Asia and the Pacific is the world’s largest region demographically, accounting for more than half of the population on the planet (56%). In 2017 the GDP of Asia and the Pacific reached USD 27.5 trillion, the highest of all world regions, measured in US dollars. In 2016 Asia surpassed the Americas in economic output for the first time in the historical series. Income levels have risen in Asia and the Pacific since the past decade, with the region’s per capita GDP more than doubling from USD 3,170 in 2005 to USD 6,620 in 2017.

Almost half of all international tourist arrivals in Asia and the Pacific were recorded in North-East Asian destinations in 2017 (160 million arrivals), while 37% were recorded in South-East Asia (120 million), 8% in South Asia (27 million) and 5% in Oceania (17 million). There are also new touristic destinations like Sri Lanka, whose government is promoting touristic opportunities abroad https://www.youtube.com/watch?v=HWgjE6e18sY&t=4s

The world ranking by international arrivals features two Asian destinations in the top-10: China (4th) with 61 million international arrivals in 2017 and Thailand (10th) with 35 million. Japan, Hong Kong (China) and Malaysia rank 12th, 13th and 15th respectively. 5.7 million Chinese tourists travelled to Europe in 2016, of which 3.5 million went to the EU. In reverse, 5.5 million Europeans travelled to China in 2016, 3.1 million of whom from EU countries. Europe is the largest source of interregional tourism for Asia and the Pacific, accounting for 11% of all arrivals from outside the region. In absolute terms, European arrivals are highest in South-East Asia (15 million) and North-East Asia (10 million).

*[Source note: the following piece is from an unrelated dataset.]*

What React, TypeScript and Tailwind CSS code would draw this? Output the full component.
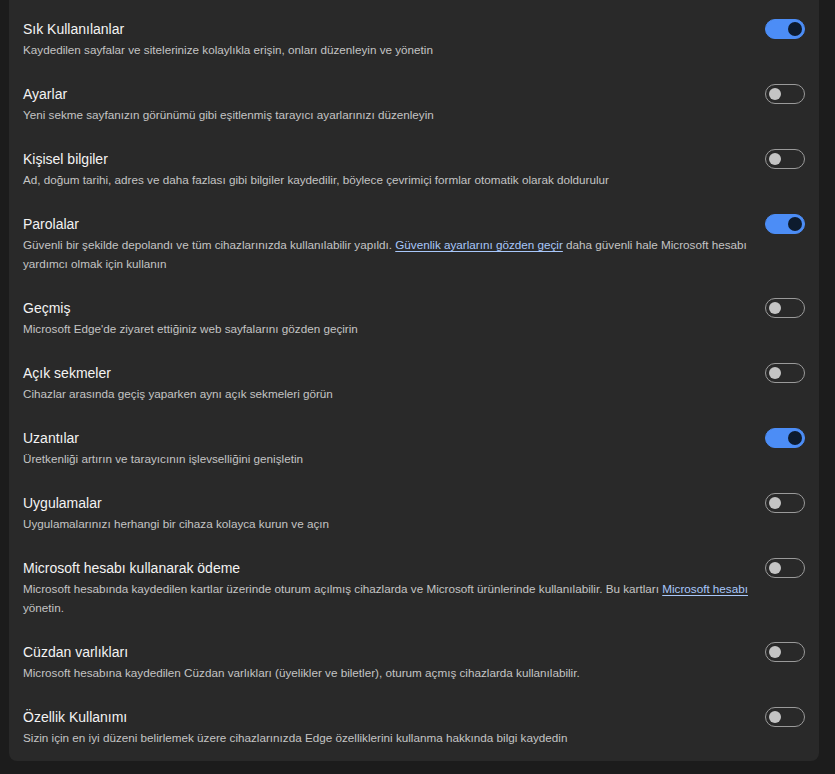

The Americas are the second largest source of interregional tourism for Asia, accounting for 6% of arrivals. Tourism has also become a major element of bilateral relations and cooperation between Europe and the People’s Republic of China, particularly since China became the world’s top outbound market in 2012. Travel between both destinations has grown rapidly over the past two decades, despite representing long-haul markets for each other. In 2016, over 5 million tourists travelled each way between Europe and China, most of which between the EU and China. In 2016, some 5.7 million mainland Chinese tourists travelled to Europe, about 5% of China’s total outbound travel.

Of this amount, almost 3.5 million (3%) were trips to European Union destinations. The European countries with the highest number of Chinese arrivals (at accommodation establishments) in 2016 were Italy, France, Germany and Spain. Chinese departure data shows France, the United Kingdom, Germany and Italy as the top destinations by first port of call. From China, the top-10 sources of travel to Europe in 2017 were Shanghai, Beijing, Shenzhen, Guangzhou, Hangzhou, Chengdu, Nanjing, Harbin, Wuhan and Chongqing. Chinese residents from first-tier cities have, on average, higher per-capita disposable income than those from lower-tier cities and contribute the largest proportion of outbound travel.

Travellers in the 30–49 age group made up almost half of all travellers with a slightly higher percentage of females (54 % to 46% males). Leisure accounted for 65% of purpose of trip. However, there was a strong business travel component (19%) which includes the meetings and incentives category. There are policies and plans aimed to develop the Greater Bay Area of China, which includes the two Special Administrative Regions of Hong Kong and Macao, as well as nine cities in Guangdong Province: Guangzhou, Shenzhen, Zhuhai, Foshan, Zhongshan, Dongguan, Zhaoqing, Jiangmen and Huizhou. The objective is to create a viable and competitive socioeconomic zone, comparable to three of the most wellknown bay area economies in the world: the New York

Bay Area, the San Francisco Bay Area and the Tokyo Bay Area. In 2016, the GDP of the Guangdong–Hong Kong–Macao Greater Bay Area reached USD 1.38 trillion. It has one of the largest population bases and economic outputs of the bay areas of the world. The Greater Bay Area is also the fastest growing region for tourism in China. The cities with higher tourism development levels in Guangdong are concentrated in the Pearl River Delta region where the Greater Bay Area lies, including Guangzhou, Shenzhen, Zhuhai and Foshan, which account for a large majority of the total tourism income of the province.